Because standard complex analysis tools (like Laurent Series or Residues) require a simplified “annulus” free of other singularities, they break down completely at z = 0.

Definition. A function f is meromorphic on an open set $G \subset \mathbb{C}$ if it is analytic on G except for a set of poles P, provided that P has no limit point in G.

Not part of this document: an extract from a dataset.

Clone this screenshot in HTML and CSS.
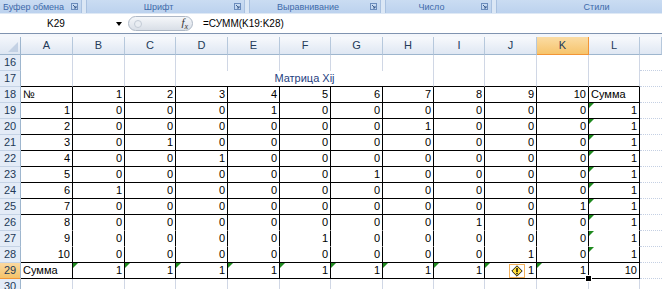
FILE: index.html
```html
<!DOCTYPE html>
<html lang="ru">
<head>
  <meta charset="UTF-8" />
  <title>Матрица Xij</title>
  <link rel="stylesheet" href="styles.css">
</head>
<body>

  <div class="ribbon">
    <div class="group g1"><span class="label">Буфер обмена</span><span class="launch"><svg width="7" height="7" viewBox="0 0 7 7"><rect x="0.5" y="0.5" width="6" height="6" fill="none" stroke="#6b8cbc"/><path d="M2 2 L5 5 M5 3 V5 H3" fill="none" stroke="#3f5f8f"/></svg></span></div>
    <div class="group g2"><span class="label">Шрифт</span><span class="launch"><svg width="7" height="7" viewBox="0 0 7 7"><rect x="0.5" y="0.5" width="6" height="6" fill="none" stroke="#6b8cbc"/><path d="M2 2 L5 5 M5 3 V5 H3" fill="none" stroke="#3f5f8f"/></svg></span></div>
    <div class="group g3"><span class="label">Выравнивание</span><span class="launch"><svg width="7" height="7" viewBox="0 0 7 7"><rect x="0.5" y="0.5" width="6" height="6" fill="none" stroke="#6b8cbc"/><path d="M2 2 L5 5 M5 3 V5 H3" fill="none" stroke="#3f5f8f"/></svg></span></div>
    <div class="group g4"><span class="label">Число</span><span class="launch"><svg width="7" height="7" viewBox="0 0 7 7"><rect x="0.5" y="0.5" width="6" height="6" fill="none" stroke="#6b8cbc"/><path d="M2 2 L5 5 M5 3 V5 H3" fill="none" stroke="#3f5f8f"/></svg></span></div>
    <div class="group g5"><span class="label">Стили</span></div>
  </div>

  <div class="fbar">
    <div class="namebox"><span class="name">K29</span><span class="arrow"></span></div>
    <div class="pill"><span class="grip"></span><span class="fx">f<sub>x</sub></span></div>
    <div class="formula">=СУММ(K19:K28)</div>
  </div>
  <div class="fbar-gap"></div>

  <div class="sheet">
    <div class="row head">
      <div class="corner"></div>
      <div class="ch">A</div><div class="ch">B</div><div class="ch">C</div><div class="ch">D</div>
      <div class="ch">E</div><div class="ch">F</div><div class="ch">G</div><div class="ch">H</div>
      <div class="ch">I</div><div class="ch">J</div><div class="ch sel">K</div><div class="ch">L</div>
      <div class="ch"></div>
    </div>

    <div class="row">
      <div class="rh">16</div>
      <div class="c"></div><div class="c"></div><div class="c"></div><div class="c"></div>
      <div class="c"></div><div class="c"></div><div class="c"></div><div class="c"></div>
      <div class="c"></div><div class="c"></div><div class="c"></div><div class="c"></div>
      <div class="c m"></div>
    </div>

    <div class="row">
      <div class="rh">17</div>
      <div class="c top"></div><div class="c top"></div><div class="c top"></div>
      <div class="c top merged">Матрица Xij</div>
      <div class="c top"></div><div class="c top"></div><div class="c top"></div><div class="c top"></div>
      <div class="c m"></div>
    </div>

    <div class="row">
      <div class="rh">18</div>
      <div class="c t l">№</div><div class="c t">1</div><div class="c t">2</div><div class="c t">3</div>
      <div class="c t">4</div><div class="c t">5</div><div class="c t">6</div><div class="c t">7</div>
      <div class="c t">8</div><div class="c t">9</div><div class="c t">10</div><div class="c t l">Сумма</div>
      <div class="c m"></div>
    </div>

    <div class="row">
      <div class="rh">19</div>
      <div class="c t">1</div><div class="c t">0</div><div class="c t">0</div><div class="c t">0</div>
      <div class="c t">1</div><div class="c t">0</div><div class="c t">0</div><div class="c t">0</div>
      <div class="c t">0</div><div class="c t">0</div><div class="c t">0</div><div class="c t g">1</div>
      <div class="c m"></div>
    </div>

    <div class="row">
      <div class="rh">20</div>
      <div class="c t">2</div><div class="c t">0</div><div class="c t">0</div><div class="c t">0</div>
      <div class="c t">0</div><div class="c t">0</div><div class="c t">0</div><div class="c t">1</div>
      <div class="c t">0</div><div class="c t">0</div><div class="c t">0</div><div class="c t g">1</div>
      <div class="c m"></div>
    </div>

    <div class="row">
      <div class="rh">21</div>
      <div class="c t">3</div><div class="c t">0</div><div class="c t">1</div><div class="c t">0</div>
      <div class="c t">0</div><div class="c t">0</div><div class="c t">0</div><div class="c t">0</div>
      <div class="c t">0</div><div class="c t">0</div><div class="c t">0</div><div class="c t g">1</div>
      <div class="c m"></div>
    </div>

    <div class="row">
      <div class="rh">22</div>
      <div class="c t">4</div><div class="c t">0</div><div class="c t">0</div><div class="c t">1</div>
      <div class="c t">0</div><div class="c t">0</div><div class="c t">0</div><div class="c t">0</div>
      <div class="c t">0</div><div class="c t">0</div><div class="c t">0</div><div class="c t g">1</div>
      <div class="c m"></div>
    </div>

    <div class="row">
      <div class="rh">23</div>
      <div class="c t">5</div><div class="c t">0</div><div class="c t">0</div><div class="c t">0</div>
      <div class="c t">0</div><div class="c t">0</div><div class="c t">1</div><div class="c t">0</div>
      <div class="c t">0</div><div class="c t">0</div><div class="c t">0</div><div class="c t g">1</div>
      <div class="c m"></div>
    </div>

    <div class="row">
      <div class="rh">24</div>
      <div class="c t">6</div><div class="c t">1</div><div class="c t">0</div><div class="c t">0</div>
      <div class="c t">0</div><div class="c t">0</div><div class="c t">0</div><div class="c t">0</div>
      <div class="c t">0</div><div class="c t">0</div><div class="c t">0</div><div class="c t g">1</div>
      <div class="c m"></div>
    </div>

    <div class="row">
      <div class="rh">25</div>
      <div class="c t">7</div><div class="c t">0</div><div class="c t">0</div><div class="c t">0</div>
      <div class="c t">0</div><div class="c t">0</div><div class="c t">0</div><div class="c t">0</div>
      <div class="c t">0</div><div class="c t">0</div><div class="c t">1</div><div class="c t g">1</div>
      <div class="c m"></div>
    </div>

    <div class="row open">
      <div class="rh">26</div>
      <div class="c t">8</div><div class="c t">0</div><div class="c t">0</div><div class="c t">0</div>
      <div class="c t">0</div><div class="c t">0</div><div class="c t">0</div><div class="c t">0</div>
      <div class="c t">1</div><div class="c t">0</div><div class="c t">0</div><div class="c t g">1</div>
      <div class="c m"></div>
    </div>

    <div class="row open">
      <div class="rh">27</div>
      <div class="c t">9</div><div class="c t">0</div><div class="c t">0</div><div class="c t">0</div>
      <div class="c t">0</div><div class="c t">1</div><div class="c t">0</div><div class="c t">0</div>
      <div class="c t">0</div><div class="c t">0</div><div class="c t">0</div><div class="c t g">1</div>
      <div class="c m"></div>
    </div>

    <div class="row">
      <div class="rh">28</div>
      <div class="c t">10</div><div class="c t">0</div><div class="c t">0</div><div class="c t">0</div>
      <div class="c t">0</div><div class="c t">0</div><div class="c t">0</div><div class="c t">0</div>
      <div class="c t">0</div><div class="c t">1</div><div class="c t">0</div><div class="c t g">1</div>
      <div class="c m"></div>
    </div>

    <div class="row">
      <div class="rh sel">29</div>
      <div class="c t l">Сумма</div><div class="c t g">1</div><div class="c t g">1</div><div class="c t g">1</div>
      <div class="c t g">1</div><div class="c t g">1</div><div class="c t g">1</div><div class="c t g">1</div>
      <div class="c t g">1</div>
      <div class="c t g">1<span class="tag"><svg width="12" height="12" viewBox="0 0 12 12"><path d="M6 0.8 L11.2 6 L6 11.2 L0.8 6 Z" fill="#ffdd3c" stroke="#222" stroke-width="1"/><rect x="5.3" y="3" width="1.4" height="4.2" fill="#000"/><rect x="5.3" y="8" width="1.4" height="1.3" fill="#000"/></svg></span></div>
      <div class="c t g">1<span class="handle"></span></div>
      <div class="c t">10</div>
      <div class="c m"></div>
    </div>

    <div class="row">
      <div class="rh">30</div>
      <div class="c"></div><div class="c"></div><div class="c"></div><div class="c"></div>
      <div class="c"></div><div class="c"></div><div class="c"></div><div class="c"></div>
      <div class="c"></div><div class="c"></div><div class="c"></div><div class="c"></div>
      <div class="c m"></div>
    </div>
  </div>

</body>
</html>
```

FILE: styles.css
```css
body {
  margin: 0;
  width: 662px;
  height: 289px;
  overflow: hidden;
  background: #fff;
  font-family: 'Liberation Sans', Arial, sans-serif;
}

/* ribbon group captions */
.ribbon {
  display: flex;
  gap: 4px;
  height: 13px;
  background: #dbe7f5;
  border-bottom: 1px solid #dfe9f5;
}

.group {
  display: flex;
  align-items: center;
  flex: none;
  box-sizing: border-box;
  background: linear-gradient(#cadcf2, #bcd2ee);
  border-left: 1px solid #a9c1e0;
  border-right: 1px solid #a9c1e0;
  font-size: 9px;
  color: #3e6aaa;
  white-space: nowrap;
}

.group .label {
  flex: 1;
  text-align: center;
}

.launch {
  width: 14px;
  display: flex;
  justify-content: center;
}

.g1 { width: 82px; border-left: none; }
.g2 { width: 159px; }
.g3 { width: 132px; }
.g4 { width: 107px; }
.g5 { flex: 1; border-right: none; }
.g5 .label { padding-left: 34px; }

/* formula bar */
.fbar {
  display: flex;
  align-items: center;
  height: 20px;
  box-sizing: border-box;
  border-bottom: 1px solid #7f93b0;
  font-size: 10px;
  color: #000;
}

.namebox {
  width: 125px;
  display: flex;
  align-items: center;
}

.name {
  width: 112px;
  text-align: center;
}

.arrow {
  margin-left: 4px;
  border-top: 4px solid #000;
  border-left: 3px solid transparent;
  border-right: 3px solid transparent;
}

.pill {
  margin-left: 3px;
  width: 65px;
  height: 15px;
  box-sizing: border-box;
  border: 1px solid #aeb8c6;
  border-radius: 8px;
  background: linear-gradient(#f5f7fa, #d9dfe7);
  display: flex;
  align-items: center;
  justify-content: space-between;
  padding: 0 4px 0 5px;
}

.grip {
  width: 6px;
  height: 6px;
  border-radius: 50%;
  background: #e9edf2;
  border: 1px solid #c3cbd6;
}

.fx {
  font-family: 'Liberation Serif', serif;
  font-style: italic;
  font-size: 11px;
  color: #333;
}

.fx sub {
  font-size: 8px;
}

.formula {
  margin-left: 10px;
}

.fbar-gap {
  height: 3px;
  background: #f3f6fb;
}

/* sheet grid */
.row {
  display: grid;
  grid-template-columns: 21px 52px 52px 51px 52px 52px 51px 52px 51px 51px 52px 52px 51px 1fr;
  height: 16px;
  font-size: 11px;
  line-height: 15px;
}

.row.head {
  height: 18px;
  line-height: 17px;
}

.corner {
  position: relative;
  background: linear-gradient(#f3f6fb, #dde6f2);
  border-right: 1px solid #9eb6ce;
  border-bottom: 1px solid #9eb6ce;
}

.corner::after {
  content: "";
  position: absolute;
  right: 2px;
  bottom: 2px;
  border-bottom: 10px solid #c3d1e4;
  border-left: 10px solid transparent;
}

.ch {
  background: linear-gradient(#f7f9fc, #dfe7f3);
  border-right: 1px solid #b6c8dc;
  border-bottom: 1px solid #9eb6ce;
  text-align: center;
  color: #233a58;
}

.ch.sel {
  background: linear-gradient(#fbdca4, #f6c46c);
  border-right-color: #f29536;
  border-bottom-color: #f29536;
}

.rh {
  background: #e4ecf7;
  border-right: 1px solid #9eb6ce;
  border-bottom: 1px solid #c5d3e5;
  text-align: center;
  color: #233a58;
}

.rh.sel {
  background: linear-gradient(#fbd9a0, #f5c36a);
  border-bottom-color: #f29536;
}

.c {
  position: relative;
  box-sizing: border-box;
  border-right: 1px solid #d0d7e5;
  padding: 0 2px;
  text-align: right;
  white-space: nowrap;
  color: #000;
}

.c.l {
  text-align: left;
}

.c.m {
  border-right: none;
  border-bottom: 1px dotted #c5d0e3;
}

.c.top {
  border-bottom: 1px solid #000;
}

.c.merged {
  grid-column: span 5;
  text-align: center;
  color: #1f3f7f;
}

.c.t {
  border-right: 1px solid #000;
  border-bottom: 1px solid #000;
}

.open .c.t {
  border-bottom-color: transparent;
}

/* green error marker */
.g::before {
  content: "";
  position: absolute;
  left: 0;
  top: 0;
  border-top: 5px solid #1f8a1f;
  border-right: 5px solid transparent;
}

.tag {
  position: absolute;
  left: 24px;
  top: 1px;
  width: 16px;
  height: 14px;
  box-sizing: border-box;
  border: 1px solid #f3b25e;
  background: #fff;
  display: flex;
  align-items: center;
  justify-content: center;
}

.handle {
  position: absolute;
  right: -4px;
  bottom: -4px;
  width: 5px;
  height: 5px;
  background: #000;
  border: 1px solid #fff;
  z-index: 2;
}
```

The reader should consider the following facts:

1. Poles must be isolated (they must be spaced apart), you cannot have a cluster of poles piling up inside our domain. Every pole must have a little space or breathing room around it.
2. If the domain G is compact (like the Extended Complex Plane/Riemann Sphere), then a set of points with no limit point must be finite. Then, a function meromorphic on the entire Riemann Sphere has only finitely many poles.
3. On the domain $\mathbb{C} \setminus \{0\}$, $\csc(1/z)$ is analytic except at the points $1/k\pi$. These points do not accumulate in this domain (because 0 is excluded). So it is meromorphic on the punctured plane. However, on the domain $\mathbb{C}$ (including 0), $\csc(1/z)$ is not meromorphic because the poles accumulate at 0, which is indeed inside the domain.